A Defesa detalha ainda que "os trabalhos de emissão de documentação dos imigrantes venezuelanos desassistidos são realizados pela Polícia Federal, Receita Federal e Ministério do Trabalho. Quanto ao abrigamento, coube às Forças Armadas realizar a recuperação de abrigos existentes e a construção de novos abrigos.

Além disso, os militares prestam apoio logístico, assistência médica e fornecem a alimentação. Quem seleciona e acolhe os imigrantes venezuelanos desassistidos são as Agências dos OI [Organismos Internacionais] e as ONGs [Organizações não Governamentais]".

Ainda conforme a nota, são essas organizações que definem as regras de conduta nos abrigos. Em relação a eles, o Exército provê apenas refeições prontas ou os gêneros necessários para a sua confecção, de acordo com a solicitação dos gestores dos espaços.

"Presta assistência médica por meio de visitas de equipes de saúde em todos os abrigos, de segunda-feira a domingo. Realiza, também, a melhoria da infraestrutura, com contratação de serviços diversos, como instalação de contêineres escritório, contêineres banheiro, coleta de lixo e dejetos, reparos elétricos e hidráulicos, bem como trabalhos diversos de engenharia", acrescenta.

Além dessas ações mencionadas pela Defesa, é a Casa Civil quem coordena uma das principais ações em andamento: a interiorização de venezuelanos.

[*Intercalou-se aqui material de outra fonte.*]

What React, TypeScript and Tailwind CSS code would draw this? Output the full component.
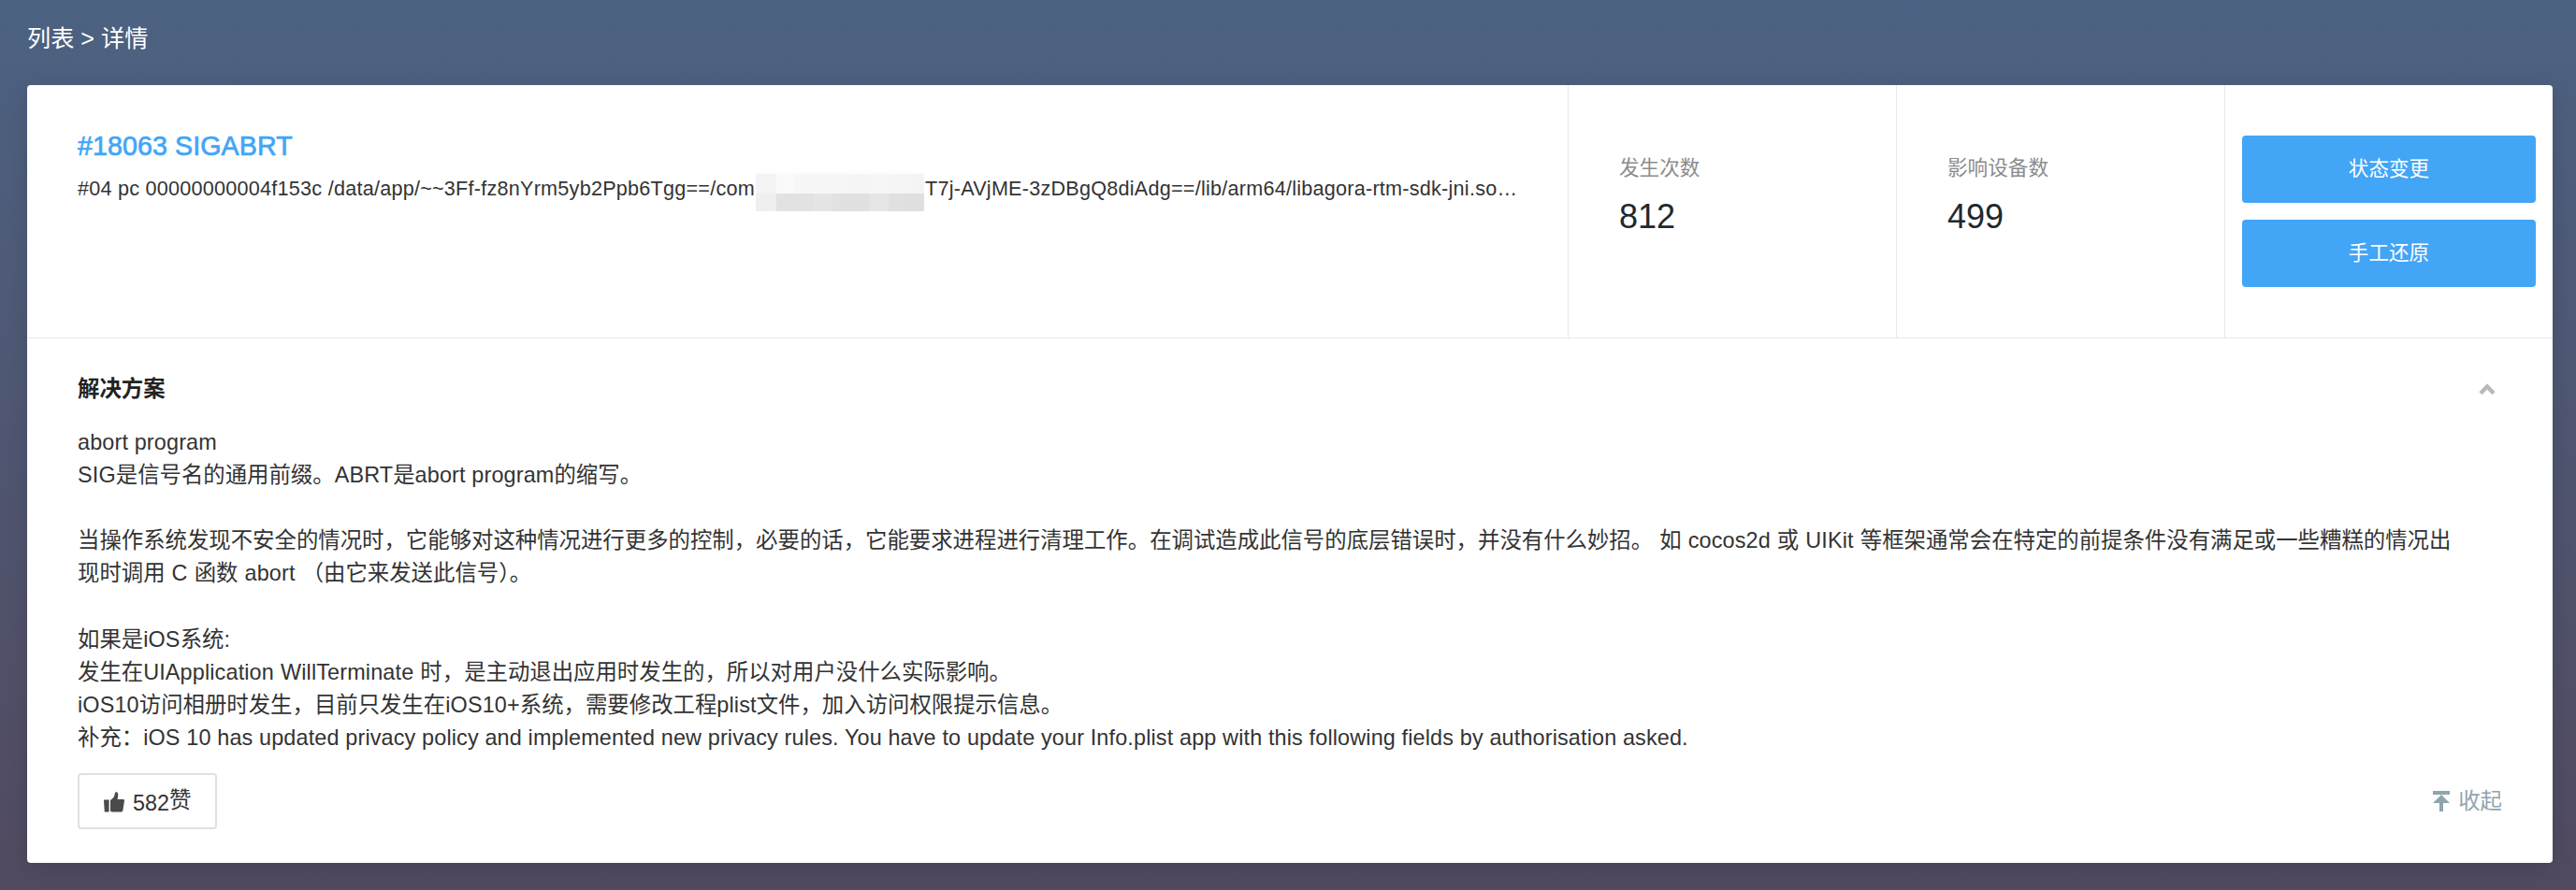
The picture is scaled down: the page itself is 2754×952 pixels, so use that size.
import React from "react";

const solution: string[] = [
  "abort program",
  "SIG是信号名的通用前缀。ABRT是abort program的缩写。",
  "",
  "当操作系统发现不安全的情况时，它能够对这种情况进行更多的控制，必要的话，它能要求进程进行清理工作。在调试造成此信号的底层错误时，并没有什么妙招。 如 cocos2d 或 UIKit 等框架通常会在特定的前提条件没有满足或一些糟糕的情况出",
  "现时调用 C 函数 abort （由它来发送此信号）。",
  "",
  "如果是iOS系统:",
  "发生在UIApplication WillTerminate 时，是主动退出应用时发生的，所以对用户没什么实际影响。",
  "iOS10访问相册时发生，目前只发生在iOS10+系统，需要修改工程plist文件，加入访问权限提示信息。",
  "补充：iOS 10 has updated privacy policy and implemented new privacy rules. You have to update your Info.plist app with this following fields by authorisation asked.",
];

/* Latin words get slight tracking, and a lone space beside CJK text is a little wider. */
function MixedText({ text }: { text: string }) {
  const runs = text.split(/([\x20-\x7e]+)/).filter(Boolean);
  return (
    <>
      {runs.map((run, i) => {
        if (!/^[\x20-\x7e]/.test(run)) return <span key={i}>{run}</span>;
        const spaced = runs.length > 1 && /^ | $/.test(run);
        return (
          <span key={i} className={spaced ? "tracking-[0.15px] [word-spacing:0.4px]" : "tracking-[0.15px]"}>
            {run}
          </span>
        );
      })}
    </>
  );
}

function Redacted() {
  return (
    <span className="-mt-[1px] mr-[1px] ml-[1px] grid h-[43px] w-[180px] shrink-0 grid-cols-[22px_20px_20px_20px_20px_20px_20px_20px_18px] grid-rows-[3px_21px_19px]">
      <span className="col-span-9 bg-[#fdfdfd]" />
      <span className="bg-[#f3f3f3]" />
      <span className="bg-[#fafafa]" />
      <span className="bg-[#f7f7f7]" />
      <span className="bg-[#f7f7f7]" />
      <span className="bg-[#f6f6f6]" />
      <span className="bg-[#f5f5f5]" />
      <span className="bg-[#f6f6f6]" />
      <span className="bg-[#f5f5f5]" />
      <span className="bg-[#f4f4f4]" />
      <span className="bg-[#efefef]" />
      <span className="bg-[#e2e2e2]" />
      <span className="bg-[#e2e2e2]" />
      <span className="bg-[#e5e5e5]" />
      <span className="bg-[#e1e1e1]" />
      <span className="bg-[#e1e1e1]" />
      <span className="bg-[#e6e6e6]" />
      <span className="bg-[#e0e0e0]" />
      <span className="bg-[#dfdfdf]" />
    </span>
  );
}

function Stat({ label, value }: { label: string; value: string }) {
  return (
    <div className="w-[351px] shrink-0 border-l border-[#e8e8e8] pt-[74px] pl-[54px]">
      <div className="text-[21.6px] leading-[30px] text-[#8c8c8c]">{label}</div>
      <div className="mt-[16px] text-[36px] leading-[42px] text-[#20292f]">{value}</div>
    </div>
  );
}

function ActionButton({ children }: { children: React.ReactNode }) {
  return (
    <button className="h-[72px] w-full rounded-[4px] bg-[#42a5f6] text-[21.6px] leading-[72px] text-white">
      {children}
    </button>
  );
}

export default function App() {
  return (
    <div className="h-[952px] w-[2754px] overflow-hidden bg-linear-to-b from-[#4c6282] to-[#514a60] pr-[25px] pl-[29px] font-['Liberation_Sans','Noto_Sans_CJK_SC',sans-serif] text-[#333]">
      <div className="h-[91px] pt-[23px] text-[25.2px] leading-[36px] text-white">列表 &gt; 详情</div>

      <div className="h-[832px] rounded-[4px] bg-white shadow-[0_6px_24px_rgba(0,0,0,0.13)]">
        <div className="flex h-[271px] border-b border-[#e8e8e8]">
          <div className="min-w-0 flex-1 pt-[47px] pl-[54px]">
            <div className="text-[28.6px] leading-[36px] tracking-[0.1px] text-[#42a5f6] [-webkit-text-stroke:0.7px_#42a5f6]">
              #18063 SIGABRT
            </div>
            <div className="mt-[10px] flex h-[43px] text-[21.6px] leading-[36px] tracking-[0.245px] whitespace-nowrap">
              <span>#04 pc 00000000004f153c /data/app/~~3Ff-fz8nYrm5yb2Ppb6Tgg==/com</span>
              <Redacted />
              <span>T7j-AVjME-3zDBgQ8diAdg==/lib/arm64/libagora-rtm-sdk-jni.so…</span>
            </div>
          </div>
          <Stat label="发生次数" value="812" />
          <Stat label="影响设备数" value="499" />
          <div className="flex w-[351px] shrink-0 flex-col gap-[18px] border-l border-[#e8e8e8] pt-[54px] pr-[18px] pl-[18px]">
            <ActionButton>状态变更</ActionButton>
            <ActionButton>手工还原</ActionButton>
          </div>
        </div>

        <div className="pt-[37px] pr-[54px] pl-[54px] text-[23.4px] leading-[35.1px]">
          <div className="flex h-[35px] items-center justify-between">
            <div className="font-bold text-[#222]">解决方案</div>
            <svg className="mr-[7px] h-[14px] w-[18px]" viewBox="0 0 18 14" fill="none">
              <path d="M2 10.800 9 3.400l7 7.400" stroke="#b9b9b9" strokeWidth="4.400" />
            </svg>
          </div>

          <div className="mt-[22px] h-[351px] whitespace-pre">
            {solution.map((line, i) => (
              <div key={i} className="h-[35.1px]">
                <MixedText text={line} />
              </div>
            ))}
          </div>

          <div className="mt-[20px] flex h-[60px] items-center justify-between">
            <button className="flex h-[60px] w-[149px] rounded-[4px] border-2 border-[#e0e0e0] pt-[13px] pl-[26px]">
              <svg className="mt-[5px] mr-[9px] h-[22px] w-[22px]" viewBox="0 0 22 22" fill="#4a4a4a">
                <path d="M0 8.500h5.600V21.500H.8Z" />
                <path d="M7 20.500V9c2.800-1.800 4.500-4 4.800-7.200C12 .3 13.300 0 14.200.6c1.500 1 1.300 3.800.3 7.400h6.300c.9 0 1.300.6 1.200 1.400l-1.600 10.400c-.2 1.100-.8 1.700-1.900 1.700H8.500Z" />
              </svg>
              <span>582</span>
              <span className="relative -top-[3px]">赞</span>
            </button>
            <div className="flex items-center text-[#90a4ae]">
              <svg className="mr-[9px] h-[22px] w-[18px]" viewBox="0 0 18 22" fill="#90a4ae">
                <path d="M0 0h18v4H0ZM9 4l9 9h-7v9H7v-9H0Z" />
              </svg>
              <span className="pt-[2px]">收起</span>
            </div>
          </div>
        </div>
      </div>
    </div>
  );
}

Trata-se de um processo voluntário que busca criar melhores condições de integração para as venezuelanas e venezuelanos que estão vivendo no Brasil. Até o dia 15 de maio, segundo informações do Sistema ONU no Brasil, 527 pessoas foram levadas pelo governo, com o apoio da ONU, para várias cidades.

Nesse processo, cabe à Acnur identificar e traçar perfil de pessoas interessadas em participar da interiorização. Já a Organização Internacional para as Migrações (OIM) e o Fundo de População das Nações Unidas (UNFPA) prestam informações prévias ao embarque, apoiam a organização dos voos e acompanham os venezuelanos.

Outra agência da ONU, o UNFPA faz o levantamento de necessidades específicas de assistência, em especial com grupos em maior vulnerabilidade, como mulheres grávidas.

As ações emergenciais ocorrem nas áreas de proteção social, saúde, educação, direitos humanos, alimentação e segurança pública. Entre as medidas, estão a oferta de atividades educacionais, formação e qualificação profissional e de infraestrutura e saneamento para as famílias venezuelanas que estão vivendo em Roraima em situação precária. Também foi facilitado o acesso à documentação e à validação de diplomas.

De acordo com a Acnur, 16 mil venezuelanos migraram recentemente para o Brasil, sendo que mais de 8 mil atravessaram a fronteira apenas no ano de 2017.